> _Task brief_:
Write out each line that follows exactly as it stands, without the pictures.

[Records with interface code]
==*==

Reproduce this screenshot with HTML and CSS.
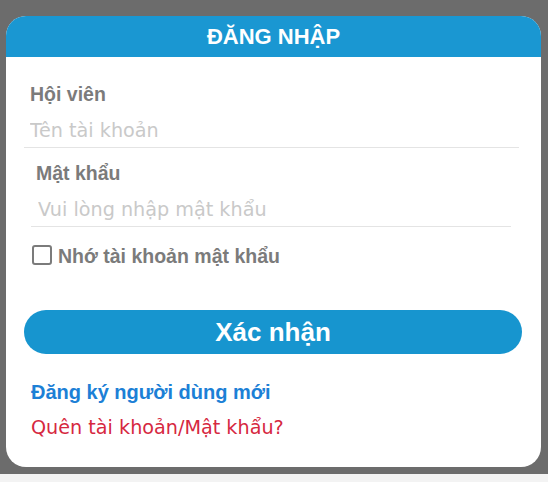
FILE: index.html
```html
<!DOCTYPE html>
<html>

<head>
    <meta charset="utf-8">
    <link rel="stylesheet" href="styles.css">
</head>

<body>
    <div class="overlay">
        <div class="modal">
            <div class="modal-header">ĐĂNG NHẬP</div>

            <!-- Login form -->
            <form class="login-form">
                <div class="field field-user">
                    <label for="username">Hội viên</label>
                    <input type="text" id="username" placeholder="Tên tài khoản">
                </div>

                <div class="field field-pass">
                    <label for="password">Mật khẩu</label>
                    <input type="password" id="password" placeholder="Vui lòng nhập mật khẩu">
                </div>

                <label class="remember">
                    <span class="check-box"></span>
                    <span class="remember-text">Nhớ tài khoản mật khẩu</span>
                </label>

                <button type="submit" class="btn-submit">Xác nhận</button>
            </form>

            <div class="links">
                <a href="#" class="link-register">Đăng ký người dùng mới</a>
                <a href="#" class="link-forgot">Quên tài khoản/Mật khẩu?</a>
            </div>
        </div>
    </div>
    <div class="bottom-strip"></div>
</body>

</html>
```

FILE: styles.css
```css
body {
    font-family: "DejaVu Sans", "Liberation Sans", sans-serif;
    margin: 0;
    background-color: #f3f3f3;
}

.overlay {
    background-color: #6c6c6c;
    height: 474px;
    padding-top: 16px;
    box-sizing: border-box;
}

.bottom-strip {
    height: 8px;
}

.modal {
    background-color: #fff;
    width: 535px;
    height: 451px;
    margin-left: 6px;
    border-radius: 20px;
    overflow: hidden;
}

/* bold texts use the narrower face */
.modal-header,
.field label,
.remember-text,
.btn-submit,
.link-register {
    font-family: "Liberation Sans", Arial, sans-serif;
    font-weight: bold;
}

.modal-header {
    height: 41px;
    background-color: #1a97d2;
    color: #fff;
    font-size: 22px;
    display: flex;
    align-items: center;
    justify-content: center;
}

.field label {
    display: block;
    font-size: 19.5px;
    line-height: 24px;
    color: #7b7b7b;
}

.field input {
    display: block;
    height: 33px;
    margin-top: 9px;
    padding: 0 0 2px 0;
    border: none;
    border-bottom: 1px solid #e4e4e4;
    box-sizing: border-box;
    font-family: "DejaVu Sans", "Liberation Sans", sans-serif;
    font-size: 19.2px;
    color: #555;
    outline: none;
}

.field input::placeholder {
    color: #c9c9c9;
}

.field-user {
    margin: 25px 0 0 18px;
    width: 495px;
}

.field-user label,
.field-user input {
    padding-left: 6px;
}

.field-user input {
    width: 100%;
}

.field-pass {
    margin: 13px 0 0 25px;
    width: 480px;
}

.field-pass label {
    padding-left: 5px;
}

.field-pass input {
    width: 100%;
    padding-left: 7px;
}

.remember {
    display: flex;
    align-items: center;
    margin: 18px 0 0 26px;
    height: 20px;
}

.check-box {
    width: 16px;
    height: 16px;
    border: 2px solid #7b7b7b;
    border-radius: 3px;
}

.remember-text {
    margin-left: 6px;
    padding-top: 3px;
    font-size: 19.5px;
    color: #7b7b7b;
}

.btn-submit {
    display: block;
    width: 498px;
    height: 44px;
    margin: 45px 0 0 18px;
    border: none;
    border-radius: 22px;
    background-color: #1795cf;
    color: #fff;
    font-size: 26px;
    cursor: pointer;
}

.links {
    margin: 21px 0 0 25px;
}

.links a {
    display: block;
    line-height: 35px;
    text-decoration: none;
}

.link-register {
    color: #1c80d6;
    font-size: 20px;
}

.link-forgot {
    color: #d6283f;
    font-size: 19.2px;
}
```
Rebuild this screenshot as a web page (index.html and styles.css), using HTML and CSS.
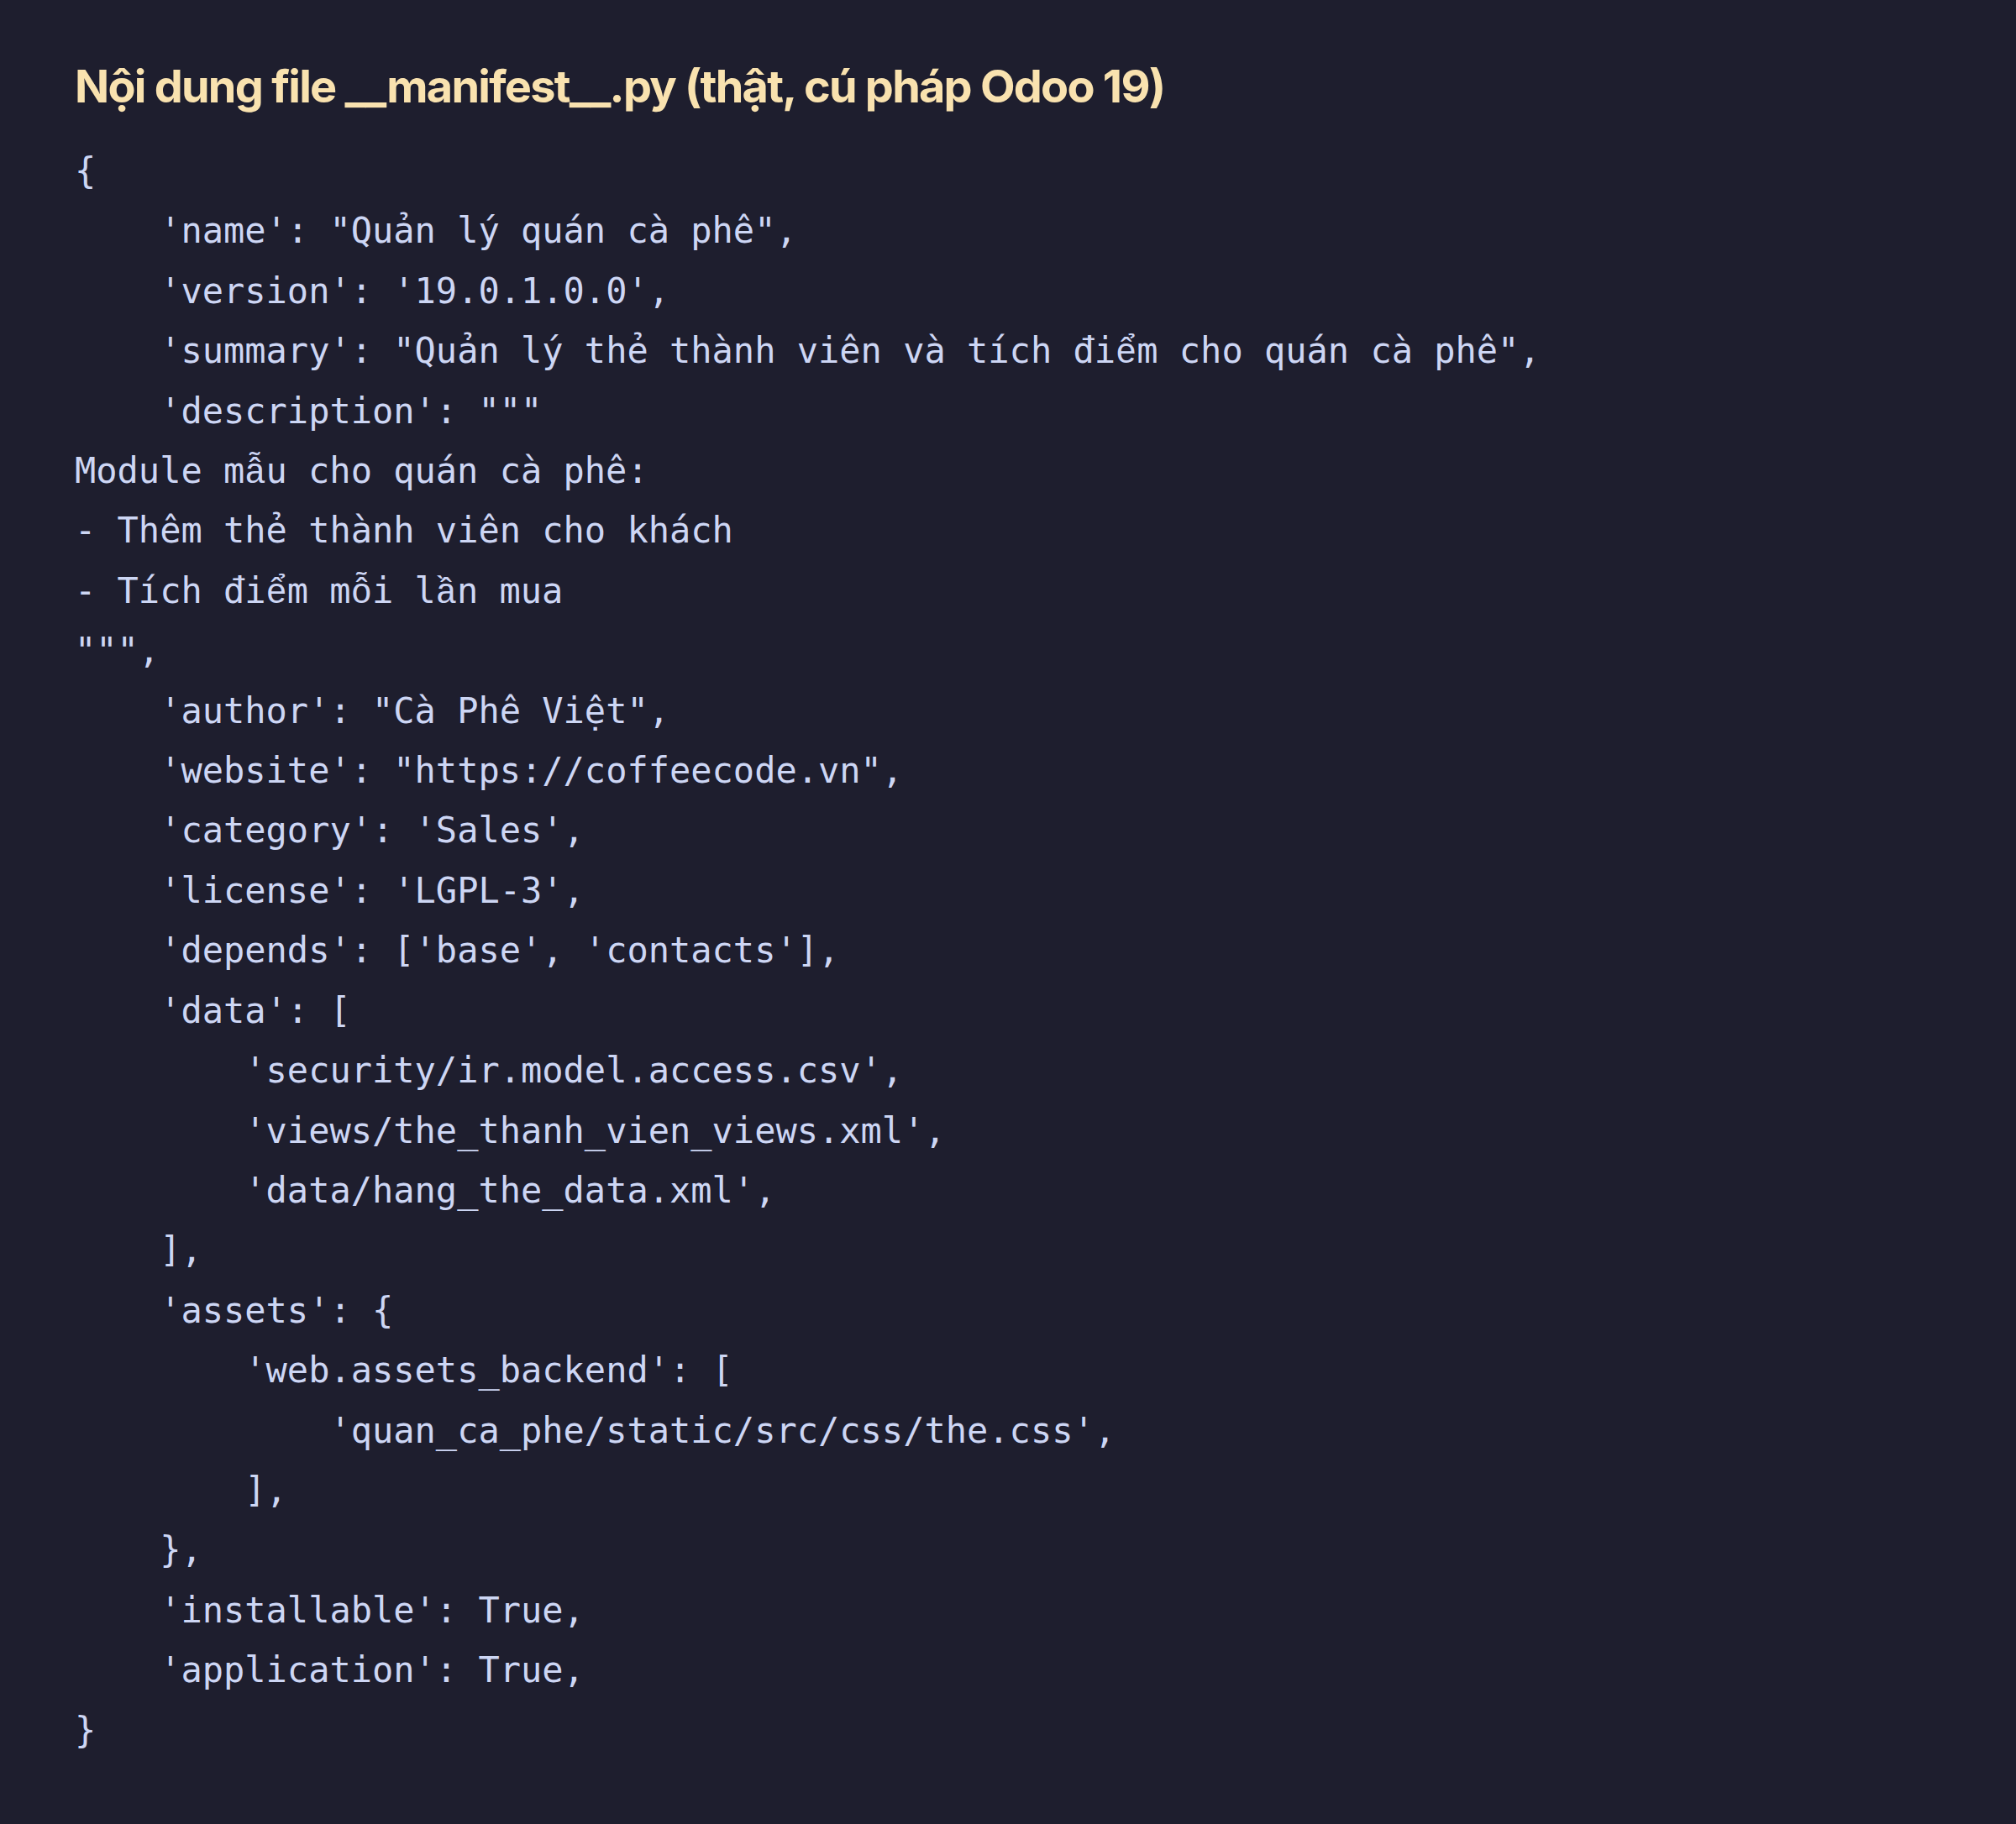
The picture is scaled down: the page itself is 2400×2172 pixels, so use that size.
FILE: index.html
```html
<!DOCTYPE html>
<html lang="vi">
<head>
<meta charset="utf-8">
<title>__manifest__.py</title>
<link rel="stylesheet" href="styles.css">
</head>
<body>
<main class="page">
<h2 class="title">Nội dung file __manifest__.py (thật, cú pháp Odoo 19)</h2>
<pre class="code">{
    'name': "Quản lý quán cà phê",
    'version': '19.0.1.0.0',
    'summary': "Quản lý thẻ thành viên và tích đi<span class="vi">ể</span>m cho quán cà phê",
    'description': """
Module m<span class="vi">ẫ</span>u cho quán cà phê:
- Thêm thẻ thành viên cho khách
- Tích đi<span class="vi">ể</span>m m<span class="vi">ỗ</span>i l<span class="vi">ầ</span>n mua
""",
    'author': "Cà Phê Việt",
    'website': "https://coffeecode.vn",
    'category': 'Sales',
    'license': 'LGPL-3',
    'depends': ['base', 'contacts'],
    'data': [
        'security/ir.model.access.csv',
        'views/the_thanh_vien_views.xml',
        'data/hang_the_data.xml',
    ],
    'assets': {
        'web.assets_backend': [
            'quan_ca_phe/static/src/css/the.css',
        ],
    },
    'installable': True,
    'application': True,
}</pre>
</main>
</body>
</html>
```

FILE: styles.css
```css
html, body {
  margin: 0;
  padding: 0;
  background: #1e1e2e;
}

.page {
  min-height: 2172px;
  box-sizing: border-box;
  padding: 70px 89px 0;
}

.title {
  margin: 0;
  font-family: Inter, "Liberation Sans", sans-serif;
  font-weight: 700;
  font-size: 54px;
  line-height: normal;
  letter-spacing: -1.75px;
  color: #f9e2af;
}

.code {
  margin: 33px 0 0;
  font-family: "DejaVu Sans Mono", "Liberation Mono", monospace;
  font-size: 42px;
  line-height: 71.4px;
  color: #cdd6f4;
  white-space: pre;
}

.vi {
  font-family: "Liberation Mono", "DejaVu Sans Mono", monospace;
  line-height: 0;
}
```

==*==

> _Reply_:
Reproduce this screenshot with HTML and CSS.
FILE: index.html
```html
<!DOCTYPE html>
<html>

<head>
    <meta charset="utf-8">
    <link rel="stylesheet" href="styles.css">
</head>

<body>
    <div class="overlay">
        <div class="modal">
            <div class="modal-header">ĐĂNG NHẬP</div>

            <!-- Login form -->
            <form class="login-form">
                <div class="field field-user">
                    <label for="username">Hội viên</label>
                    <input type="text" id="username" placeholder="Tên tài khoản">
                </div>

                <div class="field field-pass">
                    <label for="password">Mật khẩu</label>
                    <input type="password" id="password" placeholder="Vui lòng nhập mật khẩu">
                </div>

                <label class="remember">
                    <span class="check-box"></span>
                    <span class="remember-text">Nhớ tài khoản mật khẩu</span>
                </label>

                <button type="submit" class="btn-submit">Xác nhận</button>
            </form>

            <div class="links">
                <a href="#" class="link-register">Đăng ký người dùng mới</a>
                <a href="#" class="link-forgot">Quên tài khoản/Mật khẩu?</a>
            </div>
        </div>
    </div>
    <div class="bottom-strip"></div>
</body>

</html>
```

FILE: styles.css
```css
body {
    font-family: "DejaVu Sans", "Liberation Sans", sans-serif;
    margin: 0;
    background-color: #f3f3f3;
}

.overlay {
    background-color: #6c6c6c;
    height: 474px;
    padding-top: 16px;
    box-sizing: border-box;
}

.bottom-strip {
    height: 8px;
}

.modal {
    background-color: #fff;
    width: 535px;
    height: 451px;
    margin-left: 6px;
    border-radius: 20px;
    overflow: hidden;
}

/* bold texts use the narrower face */
.modal-header,
.field label,
.remember-text,
.btn-submit,
.link-register {
    font-family: "Liberation Sans", Arial, sans-serif;
    font-weight: bold;
}

.modal-header {
    height: 41px;
    background-color: #1a97d2;
    color: #fff;
    font-size: 22px;
    display: flex;
    align-items: center;
    justify-content: center;
}

.field label {
    display: block;
    font-size: 19.5px;
    line-height: 24px;
    color: #7b7b7b;
}

.field input {
    display: block;
    height: 33px;
    margin-top: 9px;
    padding: 0 0 2px 0;
    border: none;
    border-bottom: 1px solid #e4e4e4;
    box-sizing: border-box;
    font-family: "DejaVu Sans", "Liberation Sans", sans-serif;
    font-size: 19.2px;
    color: #555;
    outline: none;
}

.field input::placeholder {
    color: #c9c9c9;
}

.field-user {
    margin: 25px 0 0 18px;
    width: 495px;
}

.field-user label,
.field-user input {
    padding-left: 6px;
}

.field-user input {
    width: 100%;
}

.field-pass {
    margin: 13px 0 0 25px;
    width: 480px;
}

.field-pass label {
    padding-left: 5px;
}

.field-pass input {
    width: 100%;
    padding-left: 7px;
}

.remember {
    display: flex;
    align-items: center;
    margin: 18px 0 0 26px;
    height: 20px;
}

.check-box {
    width: 16px;
    height: 16px;
    border: 2px solid #7b7b7b;
    border-radius: 3px;
}

.remember-text {
    margin-left: 6px;
    padding-top: 3px;
    font-size: 19.5px;
    color: #7b7b7b;
}

.btn-submit {
    display: block;
    width: 498px;
    height: 44px;
    margin: 45px 0 0 18px;
    border: none;
    border-radius: 22px;
    background-color: #1795cf;
    color: #fff;
    font-size: 26px;
    cursor: pointer;
}

.links {
    margin: 21px 0 0 25px;
}

.links a {
    display: block;
    line-height: 35px;
    text-decoration: none;
}

.link-register {
    color: #1c80d6;
    font-size: 20px;
}

.link-forgot {
    color: #d6283f;
    font-size: 19.2px;
}
```
Rebuild this screenshot as a web page (index.html and styles.css), using HTML and CSS.
The picture is scaled down: the page itself is 2400×2172 pixels, so use that size.
FILE: index.html
```html
<!DOCTYPE html>
<html lang="vi">
<head>
<meta charset="utf-8">
<title>__manifest__.py</title>
<link rel="stylesheet" href="styles.css">
</head>
<body>
<main class="page">
<h2 class="title">Nội dung file __manifest__.py (thật, cú pháp Odoo 19)</h2>
<pre class="code">{
    'name': "Quản lý quán cà phê",
    'version': '19.0.1.0.0',
    'summary': "Quản lý thẻ thành viên và tích đi<span class="vi">ể</span>m cho quán cà phê",
    'description': """
Module m<span class="vi">ẫ</span>u cho quán cà phê:
- Thêm thẻ thành viên cho khách
- Tích đi<span class="vi">ể</span>m m<span class="vi">ỗ</span>i l<span class="vi">ầ</span>n mua
""",
    'author': "Cà Phê Việt",
    'website': "https://coffeecode.vn",
    'category': 'Sales',
    'license': 'LGPL-3',
    'depends': ['base', 'contacts'],
    'data': [
        'security/ir.model.access.csv',
        'views/the_thanh_vien_views.xml',
        'data/hang_the_data.xml',
    ],
    'assets': {
        'web.assets_backend': [
            'quan_ca_phe/static/src/css/the.css',
        ],
    },
    'installable': True,
    'application': True,
}</pre>
</main>
</body>
</html>
```

FILE: styles.css
```css
html, body {
  margin: 0;
  padding: 0;
  background: #1e1e2e;
}

.page {
  min-height: 2172px;
  box-sizing: border-box;
  padding: 70px 89px 0;
}

.title {
  margin: 0;
  font-family: Inter, "Liberation Sans", sans-serif;
  font-weight: 700;
  font-size: 54px;
  line-height: normal;
  letter-spacing: -1.75px;
  color: #f9e2af;
}

.code {
  margin: 33px 0 0;
  font-family: "DejaVu Sans Mono", "Liberation Mono", monospace;
  font-size: 42px;
  line-height: 71.4px;
  color: #cdd6f4;
  white-space: pre;
}

.vi {
  font-family: "Liberation Mono", "DejaVu Sans Mono", monospace;
  line-height: 0;
}
```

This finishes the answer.